To transfer, you will just send in the original paper (if that is what you have) along with the transfer of ownership (that would be with AGS). ADGA has it all on the one registration paper, so you just send in the paper and they will transfer. Also money.


----------



## StaceyRosado (Oct 5, 2007)

once a goat is registered they keep the name -- no changes can be made on their name.

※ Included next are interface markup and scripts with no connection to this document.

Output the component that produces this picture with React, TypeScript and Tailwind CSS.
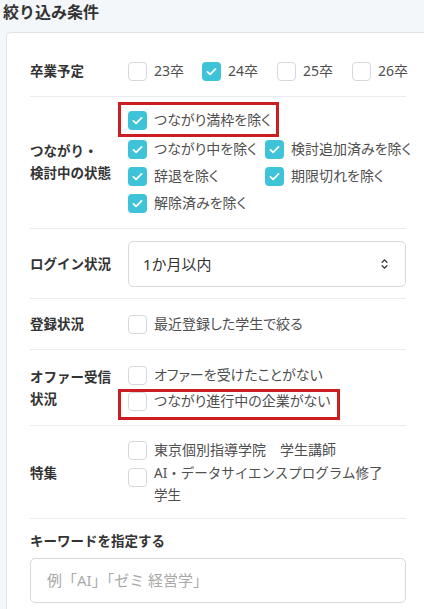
import React from "react";

const FONT = "font-['Noto_Sans','Noto_Sans_CJK_JP',sans-serif]";

const Box: React.FC<{ checked?: boolean }> = ({ checked }) =>
  checked ? (
    <span className="flex h-[19px] w-[19px] shrink-0 items-center justify-center rounded-[4px] bg-[#3ec3d8]">
      <svg viewBox="0 0 16 16" className="h-[13px] w-[13px]" fill="none">
        <path d="M3 8.4l3.3 3.2L13 4.8" stroke="#fff" strokeWidth="2.2" strokeLinecap="round" strokeLinejoin="round" />
      </svg>
    </span>
  ) : (
    <span className="block h-[19px] w-[19px] shrink-0 rounded-[4px] border border-[#d4d8dc] bg-white" />
  );

interface OptionProps {
  label: string;
  checked?: boolean;
  // classes placing the red annotation frame around the option
  mark?: string;
}

const Option: React.FC<OptionProps> = ({ label, checked, mark }) => (
  <div className="relative flex w-fit items-center gap-[7px]">
    <Box checked={checked} />
    <span className="whitespace-nowrap text-[14px] leading-[22px] text-[#4f4f4f] [font-feature-settings:'palt']">
      {label}
    </span>
    {mark && <span className={`pointer-events-none absolute border-[3px] border-[#cc1e22] ${mark}`} />}
  </div>
);

const Label: React.FC<{ children: React.ReactNode }> = ({ children }) => (
  <div className="w-[98px] shrink-0 text-[13.5px] font-bold leading-[22px] text-[#333]">{children}</div>
);

const App: React.FC = () => {
  return (
    <div className={`${FONT} h-[609px] overflow-hidden bg-[#f4f7fa]`}>
      {/* Header */}
      <div className="h-[32px] pl-[3px] pt-[1px] text-[16px] font-bold leading-[22px] text-[#333]">
        絞り込み条件
      </div>

      {/* Card */}
      <div className="ml-[6px] rounded-tl-[5px] border-y border-l border-[#dfe3e7] bg-white pl-[23px] pr-[18px] pt-[13px]">
        {/* 卒業予定 */}
        <div className="flex items-center border-b border-[#e9ebee] py-[14px]">
          <Label>卒業予定</Label>
          <div className="flex">
            <div className="w-[74px] shrink-0">
              <Option label="23卒" />
            </div>
            <div className="w-[75px] shrink-0">
              <Option label="24卒" checked />
            </div>
            <div className="w-[75px] shrink-0">
              <Option label="25卒" />
            </div>
            <div className="shrink-0">
              <Option label="26卒" />
            </div>
          </div>
        </div>

        {/* つながり・検討中の状態 */}
        <div className="flex items-center border-b border-[#e9ebee] pb-[14px] pt-[12px]">
          <Label>
            つながり・
            <br />
            検討中の状態
          </Label>
          <div className="flex flex-col gap-[5px]">
            <div className="mb-[2px]">
              <Option
                label="つながり満枠を除く"
                checked
                mark="-left-[10px] -right-[8px] -top-[7px] -bottom-[6px]"
              />
            </div>
            <div className="grid grid-cols-[137px_1fr] gap-y-[5px]">
              <Option label="つながり中を除く" checked />
              <Option label="検討追加済みを除く" checked />
              <Option label="辞退を除く" checked />
              <Option label="期限切れを除く" checked />
              <Option label="解除済みを除く" checked />
            </div>
          </div>
        </div>

        {/* ログイン状況 */}
        <div className="flex items-center border-b border-[#e9ebee] pb-[11px] pt-[12px]">
          <Label>ログイン状況</Label>
          <div className="flex h-[46px] flex-1 items-center justify-between rounded-[5px] border border-[#d6dade] pl-[14px] pr-[17px]">
            <span className="text-[15px] text-[#333]">1か月以内</span>
            <svg viewBox="0 0 8 14" className="h-[12px] w-[7px]" fill="none">
              <path d="M1.2 5L4 2.2 6.8 5M1.2 9L4 11.8 6.8 9" stroke="#333" strokeWidth="1.5" strokeLinecap="round" strokeLinejoin="round" />
            </svg>
          </div>
        </div>

        {/* 登録状況 */}
        <div className="flex items-center border-b border-[#e9ebee] pb-[14px] pt-[14px]">
          <Label>登録状況</Label>
          <Option label="最近登録した学生で絞る" />
        </div>

        {/* オファー受信状況 */}
        <div className="flex items-center border-b border-[#e9ebee] pb-[13px] pt-[14px]">
          <Label>
            オファー受信
            <br />
            状況
          </Label>
          <div className="flex flex-col gap-[4px]">
            <Option label="オファーを受けたことがない" />
            <Option
              label="つながり進行中の企業がない"
              mark="-left-[10px] -right-[10px] -top-[1px] -bottom-[8px]"
            />
          </div>
        </div>

        {/* 特集 */}
        <div className="flex items-center border-b border-[#e9ebee] pb-[12px] pt-[13px]">
          <Label>特集</Label>
          <div className="flex flex-1 flex-col gap-[1px]">
            <Option label="東京個別指導学院　学生講師" />
            <div className="flex items-start gap-[7px]">
              <span className="mt-[6px]">
                <Box />
              </span>
              <span className="text-[13.5px] leading-[22px] text-[#4f4f4f]">
                AI・データサイエンスプログラム修了
                <br />
                学生
              </span>
            </div>
          </div>
        </div>

        {/* キーワード */}
        <div className="pb-[20px] pt-[11px]">
          <div className="text-[13.5px] font-bold leading-[22px] text-[#333]">キーワードを指定する</div>
          <div className="mt-[6px] flex h-[45px] items-center rounded-[5px] border border-[#d6dade] pl-[16px]">
            <span className="text-[15px] text-[#a9a9a9]">例「AI」「ゼミ 経営学」</span>
          </div>
        </div>
      </div>
    </div>
  );
};

export default App;
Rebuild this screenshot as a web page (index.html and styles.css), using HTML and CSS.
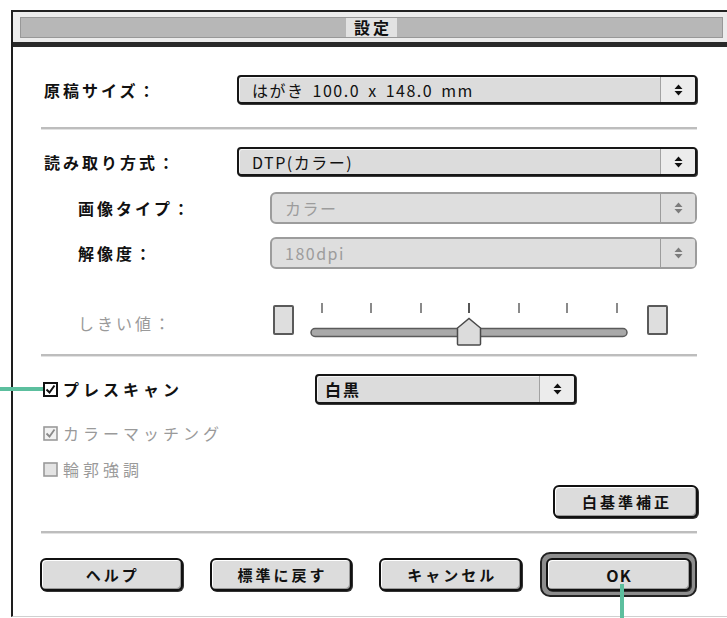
FILE: index.html
```html
<!DOCTYPE html>
<html lang="ja">
<head>
    <meta charset="UTF-8" />
    <title>設定</title>
    <link rel="stylesheet" href="styles.css">
</head>
<body>
<div class="window">
    <div class="titlebar">
        <div class="stripes"><span class="title">設定</span></div>
    </div>

    <div class="panel">
        <div class="row field">
            <span class="label">原稿サイズ：</span>
            <div class="popup">
                <span class="value">はがき 100.0 x 148.0 mm</span>
                <span class="arrows"><svg width="9" height="12" viewBox="0 0 9 12"><path d="M0.5 5 L4.5 0.5 L8.5 5 Z M0.5 7 L4.5 11.5 L8.5 7 Z" /></svg></span>
            </div>
        </div>

        <div class="sep sep-first"></div>

        <div class="row field mode">
            <span class="label">読み取り方式：</span>
            <div class="popup">
                <span class="value">DTP(カラー)</span>
                <span class="arrows"><svg width="9" height="12" viewBox="0 0 9 12"><path d="M0.5 5 L4.5 0.5 L8.5 5 Z M0.5 7 L4.5 11.5 L8.5 7 Z" /></svg></span>
            </div>
        </div>

        <div class="row field sub type">
            <span class="label">画像タイプ：</span>
            <div class="popup disabled">
                <span class="value">カラー</span>
                <span class="arrows"><svg width="9" height="12" viewBox="0 0 9 12"><path d="M0.5 5 L4.5 0.5 L8.5 5 Z M0.5 7 L4.5 11.5 L8.5 7 Z" /></svg></span>
            </div>
        </div>

        <div class="row field sub res">
            <span class="label">解像度：</span>
            <div class="popup disabled">
                <span class="value">180dpi</span>
                <span class="arrows"><svg width="9" height="12" viewBox="0 0 9 12"><path d="M0.5 5 L4.5 0.5 L8.5 5 Z M0.5 7 L4.5 11.5 L8.5 7 Z" /></svg></span>
            </div>
        </div>

        <div class="row sub slider-row">
            <span class="label muted">しきい値：</span>
            <span class="slider-box"></span>
            <svg class="slider" width="340" height="46" viewBox="0 0 340 46">
                <g stroke="#8a8a8a" stroke-width="2">
                    <line x1="22" y1="3" x2="22" y2="13" />
                    <line x1="71" y1="3" x2="71" y2="13" />
                    <line x1="121" y1="3" x2="121" y2="13" />
                    <line x1="169" y1="3" x2="169" y2="13" stroke="#555" />
                    <line x1="219" y1="3" x2="219" y2="13" />
                    <line x1="267" y1="3" x2="267" y2="13" />
                    <line x1="317" y1="3" x2="317" y2="13" />
                </g>
                <rect x="11" y="28.5" width="316" height="8" rx="4" fill="#a9a9a9" stroke="#5a5a5a" stroke-width="1.5" />
                <path d="M157.5 44 L157.5 28 L169 18.5 L180.5 28 L180.5 44 Q180.5 45 179.5 45 L158.5 45 Q157.5 45 157.5 44 Z" fill="#dcdcdc" stroke="#4a4a4a" stroke-width="1.5" />
            </svg>
            <span class="slider-box right"></span>
        </div>

        <div class="sep sep-second"></div>

        <div class="row check-row prescan">
            <div class="check">
                <svg width="15" height="15" viewBox="0 0 15 15"><rect x="1" y="1" width="13" height="13" fill="#fff" stroke="#111" stroke-width="2" /><path d="M3.5 7.5 L6.5 10.5 L11.5 3.5" fill="none" stroke="#111" stroke-width="2" /></svg>
                <span>プレスキャン</span>
            </div>
            <div class="popup small">
                <span class="value strong">白黒</span>
                <span class="arrows"><svg width="9" height="12" viewBox="0 0 9 12"><path d="M0.5 5 L4.5 0.5 L8.5 5 Z M0.5 7 L4.5 11.5 L8.5 7 Z" /></svg></span>
            </div>
        </div>

        <div class="row check-row matching">
            <div class="check off">
                <svg width="15" height="15" viewBox="0 0 15 15"><rect x="1" y="1" width="13" height="13" fill="#f2f2f2" stroke="#9a9a9a" stroke-width="1.6" /><path d="M3.5 7.5 L6.5 10.5 L11.5 3.5" fill="none" stroke="#8a8a8a" stroke-width="1.8" /></svg>
                <span>カラーマッチング</span>
            </div>
        </div>

        <div class="row check-row edge">
            <div class="check off">
                <svg width="15" height="15" viewBox="0 0 15 15"><rect x="1" y="1" width="13" height="13" fill="#e4e4e4" stroke="#9a9a9a" stroke-width="1.6" /></svg>
                <span>輪郭強調</span>
            </div>
        </div>

        <div class="row white-row">
            <button class="btn">白基準補正</button>
        </div>

        <div class="sep sep-third"></div>

        <div class="row buttons">
            <button class="btn">ヘルプ</button>
            <button class="btn">標準に戻す</button>
            <button class="btn">キャンセル</button>
            <div class="default-ring"><button class="btn btn-ok">OK</button></div>
        </div>
    </div>
</div>

<div class="mark mark-left"></div>
<div class="mark mark-bottom"></div>
</body>
</html>
```

FILE: styles.css
```css
html, body {
  margin: 0;
  overflow: hidden;
  background-color: #fff;
}

body {
  font-family: "Noto Sans CJK JP", "Noto Sans", sans-serif;
  color: #111;
}

.window {
  box-sizing: border-box;
  width: 721px;
  height: 607px;
  margin: 10px 0 0 11px;
  border-left: 2px solid #1e1e1e;
  border-right: 2px solid #1e1e1e;
  border-bottom: 1px solid #d0d0d0;
}

/* title bar */
.titlebar {
  border-top: 2px solid #222;
  border-bottom: 5px solid #2a2a2a;
  padding: 5px 7px 4px;
  background-color: #ececec;
}

.stripes {
  box-sizing: border-box;
  height: 21px;
  background-color: #b7b7b7;
  border: 1px solid #989898;
  display: flex;
  justify-content: center;
}

.title {
  background-color: #e2e2e2;
  padding: 0 5px 0 8px;
  font-size: 16px;
  font-weight: bold;
  line-height: 19px;
  letter-spacing: 3px;
}

/* content */
.panel {
  width: 656px;
  padding: 28px 0 0 28px;
}

.row {
  display: flex;
  align-items: center;
}

.label {
  box-sizing: border-box;
  flex: 0 0 196px;
  padding-left: 3px;
  font-size: 16px;
  font-weight: bold;
  letter-spacing: 3px;
}

.sub .label {
  flex-basis: 229px;
  padding-left: 37px;
}

.label.muted {
  color: #9a9a9a;
  font-weight: normal;
}

.mode { margin-top: 17px; }
.type { margin-top: 16px; }
.res { margin-top: 13px; }

/* popup menus */
.popup {
  flex: 1;
  box-sizing: border-box;
  height: 29px;
  display: flex;
  border: 2px solid #161616;
  border-radius: 4px;
  background-color: #dcdcdc;
  box-shadow: inset 1px 1px 0 #f4f4f4, 1px 1px 0 #3a3a3a;
}

.popup .value {
  flex: 1;
  display: flex;
  align-items: center;
  padding-left: 13px;
  font-size: 16px;
  letter-spacing: 1.5px;
  word-spacing: 3px;
}

.popup .value.strong {
  font-weight: bold;
  padding-left: 8px;
  letter-spacing: 2px;
}

.popup .arrows {
  width: 34px;
  display: flex;
  align-items: center;
  justify-content: center;
  border-left: 1px solid #a2a2a2;
  background-color: #ececec;
  border-radius: 0 2px 2px 0;
}

.arrows svg {
  fill: #111;
}

.popup.disabled {
  height: 32px;
  border: 2px solid #9c9c9c;
  border-radius: 6px;
  background-color: #dedede;
  box-shadow: none;
}

.popup.disabled .value {
  color: #9c9c9c;
}

.popup.disabled .arrows {
  background-color: #dedede;
  border-left-color: #9c9c9c;
}

.popup.disabled .arrows svg {
  fill: #7c7c7c;
}

.popup.small {
  flex: 0 0 261px;
  height: 30px;
}

/* threshold slider */
.slider-row {
  align-items: flex-start;
  margin-top: 31px;
}

.slider-row .label {
  margin-top: 14px;
  line-height: 18px;
}

.slider-box {
  box-sizing: border-box;
  width: 21px;
  height: 30px;
  margin: 5px 0 0 3px;
  border: 2px solid #5a5a5a;
  border-radius: 2px;
  background-color: #dedede;
}

.slider {
  margin-left: 6px;
}

.slider-box.right {
  margin-left: 7px;
}

/* separators */
.sep {
  height: 2px;
  background-color: #bdbdbd;
  border-bottom: 1px solid #e2e2e2;
}

.sep-first { margin-top: 23px; }
.sep-second { margin-top: 8px; }
.sep-third { margin-top: 13px; }

/* checkboxes */
.check-row {
  height: 26px;
}

.check {
  flex: 0 0 272px;
  display: flex;
  align-items: center;
  gap: 5px;
  margin-left: 2px;
  font-size: 16px;
  font-weight: bold;
  letter-spacing: 4px;
}

.check.off {
  color: #9a9a9a;
  font-weight: normal;
}

.prescan {
  height: 30px;
  margin-top: 17px;
}

.matching { margin-top: 16px; }
.edge { margin-top: 10px; }

/* buttons */
.btn {
  box-sizing: border-box;
  width: 145px;
  height: 33px;
  padding: 0;
  border: 2px solid #111;
  border-radius: 6px;
  background-color: #dcdcdc;
  box-shadow: inset 1px 1px 0 #fff, inset -1px -1px 0 #9a9a9a, 1px 1px 0 #333;
  color: #111;
  font-family: inherit;
  font-size: 15px;
  font-weight: bold;
  letter-spacing: 3px;
  text-indent: 3px;
}

.btn-ok {
  font-size: 16px;
  letter-spacing: 1px;
  text-indent: 1px;
}

.white-row {
  justify-content: flex-end;
  margin: 3px -1px 0 0;
}

.buttons {
  height: 45px;
  margin: 18px 0 0 -1px;
  gap: 27px;
}

.default-ring {
  margin-left: -9px;
  padding: 4px;
  border: 2px solid #222;
  border-radius: 10px;
  background-color: #8d8d8d;
  display: flex;
}

/* annotation lines */
.mark {
  position: absolute;
  background-color: #5cbf9e;
}

.mark-left {
  left: 0;
  top: 387px;
  width: 43px;
  height: 4px;
}

.mark-bottom {
  left: 620px;
  top: 584px;
  width: 4px;
  height: 34px;
}
```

The seller should have given you a bill of sale/transfer slip that you send in with the papers and then the certificates will be changed into your name (where it says owner it will then say YOUR name)


----------



## myfainters (Oct 30, 2009)

Whoever owned the doe on the DATE OF HER BREEDING is the herdname that will go on the kids registrations papers... if they gave you a registration application then you would be able to give her the actual name... ie: Breeder you purchased kid from is so and so ranch
so you would name the kid "so and so ranch cutie pie" or whatever you come up with! :- ) If the breeder had already registered the kid then you would only be able to send in the transfer paperwork and change the kid into your name.... her permanent name would be whatever the breeder named her.

Jess
Faint-Hearted Ranch
www.faintheartedranch.net


----------



## MrKamir (Nov 2, 2009)

Thank you so much for your quick response. I let my husband know and he now knows what we need to do. Thanks again for clearing things up. :thumbup:


----------



## StaceyRosado (Oct 5, 2007)

oh good -- let us know if we can be of any more help with anything else :greengrin:


----------